Во всяком случае, так нам кажется сейчас, когда Россия стала полумифическим царством, вести откуда доходят медленно и неверно. Иногда мы смотрим советское кино, иногда читаем советские газеты, иногда получаем письма. И странное чувство неузнавания охватывает нас. Как будто бы переменился слегка наш язык, словно кто-то загримировал знакомые лица, будто мы и не жили в этой странной и глуповатой стране.
Наверное естественно, что мы перестаем понимать, как действуют пружины тамошней жизни, забываем смысл тогдашнего этикета. Знаковая система, которая определяла для нас понятие «дома», разрушается невозвратно. Стоит закурить советскую сигарету или почистить зубы пастой «Зорька», как туман окутывает прошлое.

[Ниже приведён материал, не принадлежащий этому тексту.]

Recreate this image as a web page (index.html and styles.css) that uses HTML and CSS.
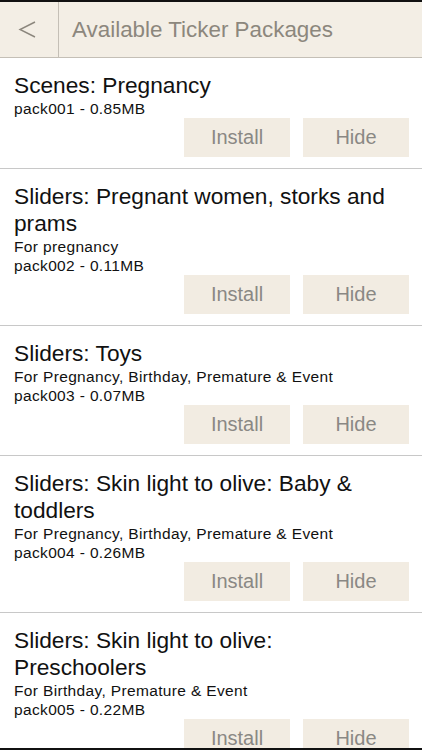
FILE: index.html
```html
<!DOCTYPE html>
<html>
  <head>
    <title>Available Ticker Packages</title>
    <link rel="stylesheet" href="styles.css">
  </head>
  <body>
    <div class="topbar">
      <div class="back">
        <svg width="22" height="22" viewBox="0 0 22 22">
          <polyline points="17,3 2,10.5 17,18" fill="none" stroke="#8c877d" stroke-width="1.4"/>
        </svg>
      </div>
      <div class="title">Available Ticker Packages</div>
    </div>

    <div class="list">
      <div class="pack">
        <div class="name">Scenes: Pregnancy</div>
        <div class="info">pack001 - 0.85MB</div>
        <div class="actions">
          <div class="btn">Install</div>
          <div class="btn">Hide</div>
        </div>
      </div>

      <div class="pack">
        <div class="name">Sliders: Pregnant women, storks and prams</div>
        <div class="info">For pregnancy</div>
        <div class="info">pack002 - 0.11MB</div>
        <div class="actions">
          <div class="btn">Install</div>
          <div class="btn">Hide</div>
        </div>
      </div>

      <div class="pack">
        <div class="name">Sliders: Toys</div>
        <div class="info">For Pregnancy, Birthday, Premature &amp; Event</div>
        <div class="info">pack003 - 0.07MB</div>
        <div class="actions">
          <div class="btn">Install</div>
          <div class="btn">Hide</div>
        </div>
      </div>

      <div class="pack">
        <div class="name">Sliders: Skin light to olive: Baby &amp; toddlers</div>
        <div class="info">For Pregnancy, Birthday, Premature &amp; Event</div>
        <div class="info">pack004 - 0.26MB</div>
        <div class="actions">
          <div class="btn">Install</div>
          <div class="btn">Hide</div>
        </div>
      </div>

      <div class="pack">
        <div class="name">Sliders: Skin light to olive: Preschoolers</div>
        <div class="info">For Birthday, Premature &amp; Event</div>
        <div class="info">pack005 - 0.22MB</div>
        <div class="actions">
          <div class="btn">Install</div>
          <div class="btn">Hide</div>
        </div>
      </div>
    </div>

    <div class="bottom-edge"></div>
  </body>
</html>
```

FILE: styles.css
```css
body, html {
  margin: 0;
  padding: 0;
}
body {
  font-family: "Liberation Sans", Arial, sans-serif;
  color: #111;
  background: #fff;
}
.topbar {
  display: flex;
  height: 55px;
  border-top: 2px solid #111;
  border-bottom: 1px solid #c4bfb6;
  background: #f3eee5;
}
.back {
  width: 58px;
  border-right: 1px solid #c4bfb6;
  display: flex;
  align-items: center;
  justify-content: center;
}
.back svg {
  display: block;
  margin-left: -1px;
}
.title {
  display: flex;
  align-items: center;
  padding-left: 13px;
  font-size: 22.4px;
  color: #8c877d;
}
.pack {
  padding: 14px 13px 11px 14px;
  border-bottom: 1px solid #c8c8c8;
}
.name {
  font-size: 22.7px;
  line-height: 27px;
}
.info {
  font-size: 15.5px;
  letter-spacing: 0.35px;
  line-height: 19px;
}
.actions {
  display: flex;
  justify-content: flex-end;
  gap: 13px;
}
.btn {
  width: 106px;
  height: 39px;
  display: flex;
  align-items: center;
  justify-content: center;
  background: #f2ece2;
  color: #8a8884;
  font-size: 20px;
}
.bottom-edge {
  position: fixed;
  left: 0;
  right: 0;
  bottom: 0;
  height: 2px;
  background: #111;
}
```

И все это отнюдь не означает, что нынешняя действительность явлена нам в четких образах и контурах, что мы смотрим на окружающий нас мир глазами, промытыми кристальной атлантической волной. Та Америка, которой нас с добрым прищуром учил Хемингуэй, может, где-то и есть, но нам она не досталась. Как и Америка Фолкнера, Америка Мерилин Монро, Америка Джона Кеннеди… Скорее уж, сразу по приезде, мы столкнулись с Америкой Теодора Драйзера — в тех гостиницах, где жили поначалу: мутные канделябры (еще из-под газовых рожков), заспанный портье с диким взглядом, безумная роскошь медных табличек.
Сам перечень этих имен свидетельствует о неистинности нашей Америки. Мы постоянно ищем похожесть, соответствие известным образцам, и образ земли обетованной складывается, как облик идеального жениха: "Если бы губы Никанора Ивановича да приставить к носу Ивана Кузьмича, да взять сколько-нибудь развязности, какая у Балтазар Балтазарыча…"
Россия — при всем ее безобразном многообразии — все же вызывает у нас некие цельные ассоциации, дает возможность обобщения, которая зиждится на неразрывной долголетней связи — то, что называется плоть от плоти. Америка же — калейдоскоп, который мы вертим дурацкими руками, каждый раз приходя в ужас и в восторг от получившейся картинки.
Дискретная картина мира — интересна и даже плодотворна для наблюдателя, ибо позволяет видеть с наибольшей ясностью одну из сторон в каждый данный момент. Но жить — просто жить, ходить на работу, растить детей, покупать продукты — с таким видением так же нелепо, как пытаться искать внешнее сходство с оригиналом на кубистических портретах Пикассо. Мы — невольные кубисты — все складываем свои кубики впечатлений, и, конечно же, рано или поздно и у нас получится в результате тотальное восприятие Америки. И тогда мы станем такими же сильными и беззаботными, как наш сосед-янки (который, положа руку на сердце, гораздо хуже: глупее, необразованнее и даже не очень-то богаче). Конечно, при условии, что мы всего этого хотим.